■ Written request ■
Copy out the records precisely, omitting pictures.

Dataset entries

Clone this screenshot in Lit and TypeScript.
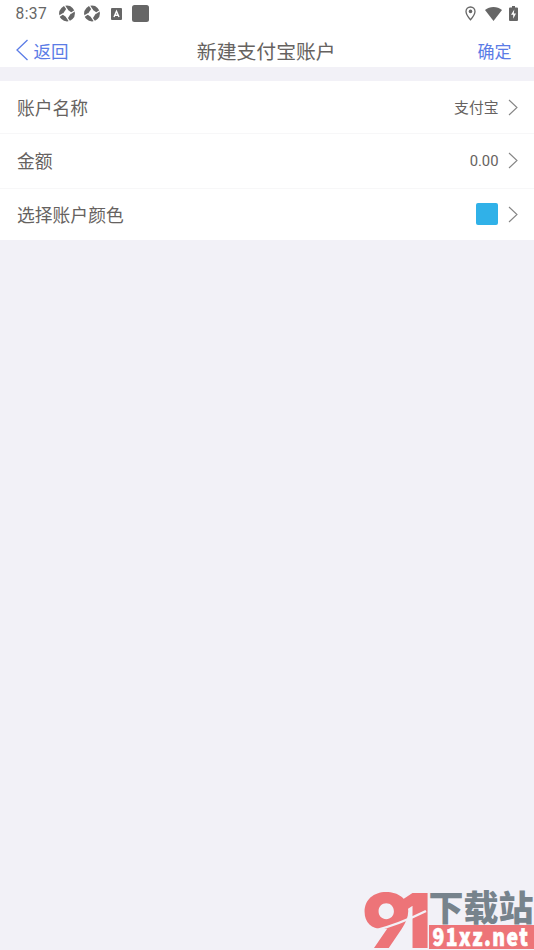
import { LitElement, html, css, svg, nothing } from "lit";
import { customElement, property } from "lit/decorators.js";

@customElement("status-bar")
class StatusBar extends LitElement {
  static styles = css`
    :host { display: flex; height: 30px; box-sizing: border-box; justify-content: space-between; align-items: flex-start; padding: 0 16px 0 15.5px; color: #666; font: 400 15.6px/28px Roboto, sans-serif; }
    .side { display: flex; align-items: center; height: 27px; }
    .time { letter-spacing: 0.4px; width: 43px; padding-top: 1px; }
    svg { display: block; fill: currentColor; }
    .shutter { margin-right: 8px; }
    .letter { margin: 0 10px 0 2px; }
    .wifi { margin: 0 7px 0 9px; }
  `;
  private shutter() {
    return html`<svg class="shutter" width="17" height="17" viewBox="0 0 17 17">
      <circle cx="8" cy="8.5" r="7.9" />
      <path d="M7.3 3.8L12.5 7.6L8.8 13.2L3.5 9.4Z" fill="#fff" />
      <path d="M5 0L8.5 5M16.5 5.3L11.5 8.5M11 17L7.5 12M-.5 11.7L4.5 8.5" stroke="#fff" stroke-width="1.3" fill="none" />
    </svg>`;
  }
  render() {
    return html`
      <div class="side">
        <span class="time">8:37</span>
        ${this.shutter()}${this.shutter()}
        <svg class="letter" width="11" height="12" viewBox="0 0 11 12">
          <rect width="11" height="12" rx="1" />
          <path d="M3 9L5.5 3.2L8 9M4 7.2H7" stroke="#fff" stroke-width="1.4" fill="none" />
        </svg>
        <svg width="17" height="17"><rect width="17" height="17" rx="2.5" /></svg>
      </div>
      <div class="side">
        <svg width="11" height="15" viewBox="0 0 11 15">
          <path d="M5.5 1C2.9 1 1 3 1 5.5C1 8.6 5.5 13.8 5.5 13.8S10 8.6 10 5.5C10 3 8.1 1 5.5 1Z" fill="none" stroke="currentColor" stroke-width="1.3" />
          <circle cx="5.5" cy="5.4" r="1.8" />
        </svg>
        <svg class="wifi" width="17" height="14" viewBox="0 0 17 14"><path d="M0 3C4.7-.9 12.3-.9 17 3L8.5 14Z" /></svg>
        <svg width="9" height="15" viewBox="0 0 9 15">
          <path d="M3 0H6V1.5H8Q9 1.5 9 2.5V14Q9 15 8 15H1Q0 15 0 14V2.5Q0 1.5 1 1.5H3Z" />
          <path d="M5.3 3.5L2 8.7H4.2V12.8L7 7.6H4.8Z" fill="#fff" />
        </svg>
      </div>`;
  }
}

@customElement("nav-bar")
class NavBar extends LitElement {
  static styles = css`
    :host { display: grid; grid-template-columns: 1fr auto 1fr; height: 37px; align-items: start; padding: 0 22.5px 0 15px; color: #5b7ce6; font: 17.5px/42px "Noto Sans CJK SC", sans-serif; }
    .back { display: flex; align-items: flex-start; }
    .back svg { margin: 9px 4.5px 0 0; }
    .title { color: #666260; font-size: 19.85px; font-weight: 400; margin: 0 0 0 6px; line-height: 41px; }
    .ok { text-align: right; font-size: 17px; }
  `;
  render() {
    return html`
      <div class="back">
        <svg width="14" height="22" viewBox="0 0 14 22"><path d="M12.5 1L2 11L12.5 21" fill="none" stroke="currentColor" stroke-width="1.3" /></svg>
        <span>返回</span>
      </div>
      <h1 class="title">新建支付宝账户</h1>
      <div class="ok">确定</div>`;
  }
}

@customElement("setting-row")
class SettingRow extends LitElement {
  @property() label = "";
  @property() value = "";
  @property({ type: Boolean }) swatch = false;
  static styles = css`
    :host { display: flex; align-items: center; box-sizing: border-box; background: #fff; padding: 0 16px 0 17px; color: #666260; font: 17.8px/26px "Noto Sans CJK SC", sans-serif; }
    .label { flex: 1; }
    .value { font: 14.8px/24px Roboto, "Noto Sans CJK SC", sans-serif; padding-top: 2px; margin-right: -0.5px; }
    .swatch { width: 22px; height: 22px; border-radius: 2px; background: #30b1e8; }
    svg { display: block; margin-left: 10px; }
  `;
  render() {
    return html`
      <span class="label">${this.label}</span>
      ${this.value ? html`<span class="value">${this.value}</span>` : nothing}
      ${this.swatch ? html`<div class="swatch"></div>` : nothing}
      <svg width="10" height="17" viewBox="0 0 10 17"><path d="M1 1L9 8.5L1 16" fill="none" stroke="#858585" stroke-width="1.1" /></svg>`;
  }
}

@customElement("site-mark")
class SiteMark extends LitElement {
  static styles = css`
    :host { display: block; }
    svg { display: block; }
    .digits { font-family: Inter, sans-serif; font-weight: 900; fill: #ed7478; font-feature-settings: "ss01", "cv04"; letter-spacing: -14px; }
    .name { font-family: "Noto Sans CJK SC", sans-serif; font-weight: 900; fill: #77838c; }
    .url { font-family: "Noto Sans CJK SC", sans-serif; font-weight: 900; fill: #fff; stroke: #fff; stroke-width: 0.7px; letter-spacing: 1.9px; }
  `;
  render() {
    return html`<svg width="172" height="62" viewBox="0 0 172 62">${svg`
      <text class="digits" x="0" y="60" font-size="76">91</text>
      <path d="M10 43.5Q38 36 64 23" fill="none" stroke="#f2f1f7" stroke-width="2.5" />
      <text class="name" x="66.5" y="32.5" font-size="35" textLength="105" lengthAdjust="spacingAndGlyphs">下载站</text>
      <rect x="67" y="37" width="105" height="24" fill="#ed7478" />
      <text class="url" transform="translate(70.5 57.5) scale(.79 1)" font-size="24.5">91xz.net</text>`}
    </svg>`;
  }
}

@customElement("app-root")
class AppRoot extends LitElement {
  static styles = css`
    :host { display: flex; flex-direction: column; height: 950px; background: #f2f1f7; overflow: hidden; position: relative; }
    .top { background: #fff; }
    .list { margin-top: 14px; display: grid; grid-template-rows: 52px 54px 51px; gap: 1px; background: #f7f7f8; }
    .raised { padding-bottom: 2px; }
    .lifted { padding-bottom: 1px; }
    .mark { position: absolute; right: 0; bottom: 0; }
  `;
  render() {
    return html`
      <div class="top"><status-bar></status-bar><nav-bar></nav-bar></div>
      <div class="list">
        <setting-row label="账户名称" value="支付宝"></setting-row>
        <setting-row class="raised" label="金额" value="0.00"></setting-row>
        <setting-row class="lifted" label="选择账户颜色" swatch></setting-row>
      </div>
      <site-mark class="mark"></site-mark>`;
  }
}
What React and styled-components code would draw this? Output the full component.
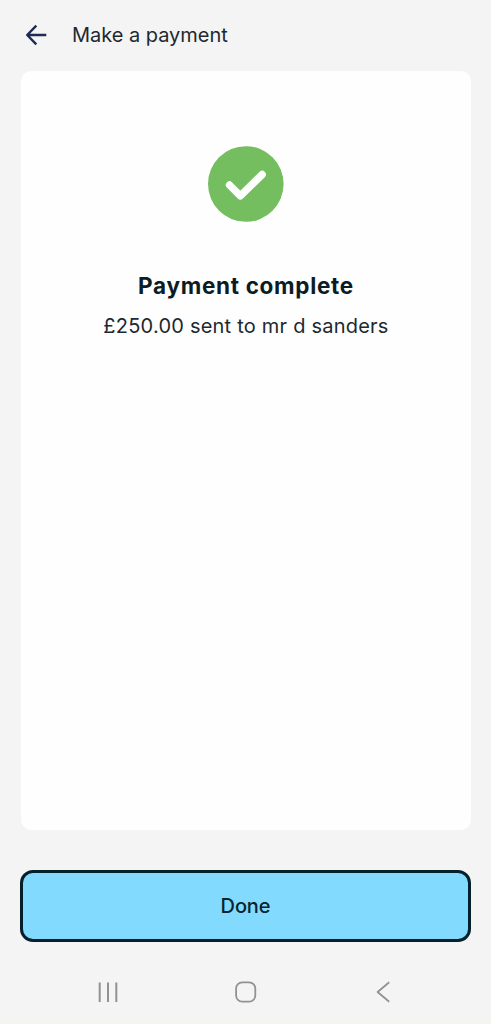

■ Answer for this exercise ■
Clone this screenshot in Lit and TypeScript.
import { LitElement, html, css, svg, nothing } from "lit";
import { customElement, property } from "lit/decorators.js";

@customElement("status-bar")
class StatusBar extends LitElement {
  static styles = css`
    :host { display: flex; height: 30px; box-sizing: border-box; justify-content: space-between; align-items: flex-start; padding: 0 16px 0 15.5px; color: #666; font: 400 15.6px/28px Roboto, sans-serif; }
    .side { display: flex; align-items: center; height: 27px; }
    .time { letter-spacing: 0.4px; width: 43px; padding-top: 1px; }
    svg { display: block; fill: currentColor; }
    .shutter { margin-right: 8px; }
    .letter { margin: 0 10px 0 2px; }
    .wifi { margin: 0 7px 0 9px; }
  `;
  private shutter() {
    return html`<svg class="shutter" width="17" height="17" viewBox="0 0 17 17">
      <circle cx="8" cy="8.5" r="7.9" />
      <path d="M7.3 3.8L12.5 7.6L8.8 13.2L3.5 9.4Z" fill="#fff" />
      <path d="M5 0L8.5 5M16.5 5.3L11.5 8.5M11 17L7.5 12M-.5 11.7L4.5 8.5" stroke="#fff" stroke-width="1.3" fill="none" />
    </svg>`;
  }
  render() {
    return html`
      <div class="side">
        <span class="time">8:37</span>
        ${this.shutter()}${this.shutter()}
        <svg class="letter" width="11" height="12" viewBox="0 0 11 12">
          <rect width="11" height="12" rx="1" />
          <path d="M3 9L5.5 3.2L8 9M4 7.2H7" stroke="#fff" stroke-width="1.4" fill="none" />
        </svg>
        <svg width="17" height="17"><rect width="17" height="17" rx="2.5" /></svg>
      </div>
      <div class="side">
        <svg width="11" height="15" viewBox="0 0 11 15">
          <path d="M5.5 1C2.9 1 1 3 1 5.5C1 8.6 5.5 13.8 5.5 13.8S10 8.6 10 5.5C10 3 8.1 1 5.5 1Z" fill="none" stroke="currentColor" stroke-width="1.3" />
          <circle cx="5.5" cy="5.4" r="1.8" />
        </svg>
        <svg class="wifi" width="17" height="14" viewBox="0 0 17 14"><path d="M0 3C4.7-.9 12.3-.9 17 3L8.5 14Z" /></svg>
        <svg width="9" height="15" viewBox="0 0 9 15">
          <path d="M3 0H6V1.5H8Q9 1.5 9 2.5V14Q9 15 8 15H1Q0 15 0 14V2.5Q0 1.5 1 1.5H3Z" />
          <path d="M5.3 3.5L2 8.7H4.2V12.8L7 7.6H4.8Z" fill="#fff" />
        </svg>
      </div>`;
  }
}

@customElement("nav-bar")
class NavBar extends LitElement {
  static styles = css`
    :host { display: grid; grid-template-columns: 1fr auto 1fr; height: 37px; align-items: start; padding: 0 22.5px 0 15px; color: #5b7ce6; font: 17.5px/42px "Noto Sans CJK SC", sans-serif; }
    .back { display: flex; align-items: flex-start; }
    .back svg { margin: 9px 4.5px 0 0; }
    .title { color: #666260; font-size: 19.85px; font-weight: 400; margin: 0 0 0 6px; line-height: 41px; }
    .ok { text-align: right; font-size: 17px; }
  `;
  render() {
    return html`
      <div class="back">
        <svg width="14" height="22" viewBox="0 0 14 22"><path d="M12.5 1L2 11L12.5 21" fill="none" stroke="currentColor" stroke-width="1.3" /></svg>
        <span>返回</span>
      </div>
      <h1 class="title">新建支付宝账户</h1>
      <div class="ok">确定</div>`;
  }
}

@customElement("setting-row")
class SettingRow extends LitElement {
  @property() label = "";
  @property() value = "";
  @property({ type: Boolean }) swatch = false;
  static styles = css`
    :host { display: flex; align-items: center; box-sizing: border-box; background: #fff; padding: 0 16px 0 17px; color: #666260; font: 17.8px/26px "Noto Sans CJK SC", sans-serif; }
    .label { flex: 1; }
    .value { font: 14.8px/24px Roboto, "Noto Sans CJK SC", sans-serif; padding-top: 2px; margin-right: -0.5px; }
    .swatch { width: 22px; height: 22px; border-radius: 2px; background: #30b1e8; }
    svg { display: block; margin-left: 10px; }
  `;
  render() {
    return html`
      <span class="label">${this.label}</span>
      ${this.value ? html`<span class="value">${this.value}</span>` : nothing}
      ${this.swatch ? html`<div class="swatch"></div>` : nothing}
      <svg width="10" height="17" viewBox="0 0 10 17"><path d="M1 1L9 8.5L1 16" fill="none" stroke="#858585" stroke-width="1.1" /></svg>`;
  }
}

@customElement("site-mark")
class SiteMark extends LitElement {
  static styles = css`
    :host { display: block; }
    svg { display: block; }
    .digits { font-family: Inter, sans-serif; font-weight: 900; fill: #ed7478; font-feature-settings: "ss01", "cv04"; letter-spacing: -14px; }
    .name { font-family: "Noto Sans CJK SC", sans-serif; font-weight: 900; fill: #77838c; }
    .url { font-family: "Noto Sans CJK SC", sans-serif; font-weight: 900; fill: #fff; stroke: #fff; stroke-width: 0.7px; letter-spacing: 1.9px; }
  `;
  render() {
    return html`<svg width="172" height="62" viewBox="0 0 172 62">${svg`
      <text class="digits" x="0" y="60" font-size="76">91</text>
      <path d="M10 43.5Q38 36 64 23" fill="none" stroke="#f2f1f7" stroke-width="2.5" />
      <text class="name" x="66.5" y="32.5" font-size="35" textLength="105" lengthAdjust="spacingAndGlyphs">下载站</text>
      <rect x="67" y="37" width="105" height="24" fill="#ed7478" />
      <text class="url" transform="translate(70.5 57.5) scale(.79 1)" font-size="24.5">91xz.net</text>`}
    </svg>`;
  }
}

@customElement("app-root")
class AppRoot extends LitElement {
  static styles = css`
    :host { display: flex; flex-direction: column; height: 950px; background: #f2f1f7; overflow: hidden; position: relative; }
    .top { background: #fff; }
    .list { margin-top: 14px; display: grid; grid-template-rows: 52px 54px 51px; gap: 1px; background: #f7f7f8; }
    .raised { padding-bottom: 2px; }
    .lifted { padding-bottom: 1px; }
    .mark { position: absolute; right: 0; bottom: 0; }
  `;
  render() {
    return html`
      <div class="top"><status-bar></status-bar><nav-bar></nav-bar></div>
      <div class="list">
        <setting-row label="账户名称" value="支付宝"></setting-row>
        <setting-row class="raised" label="金额" value="0.00"></setting-row>
        <setting-row class="lifted" label="选择账户颜色" swatch></setting-row>
      </div>
      <site-mark class="mark"></site-mark>`;
  }
}
What React and styled-components code would draw this? Output the full component.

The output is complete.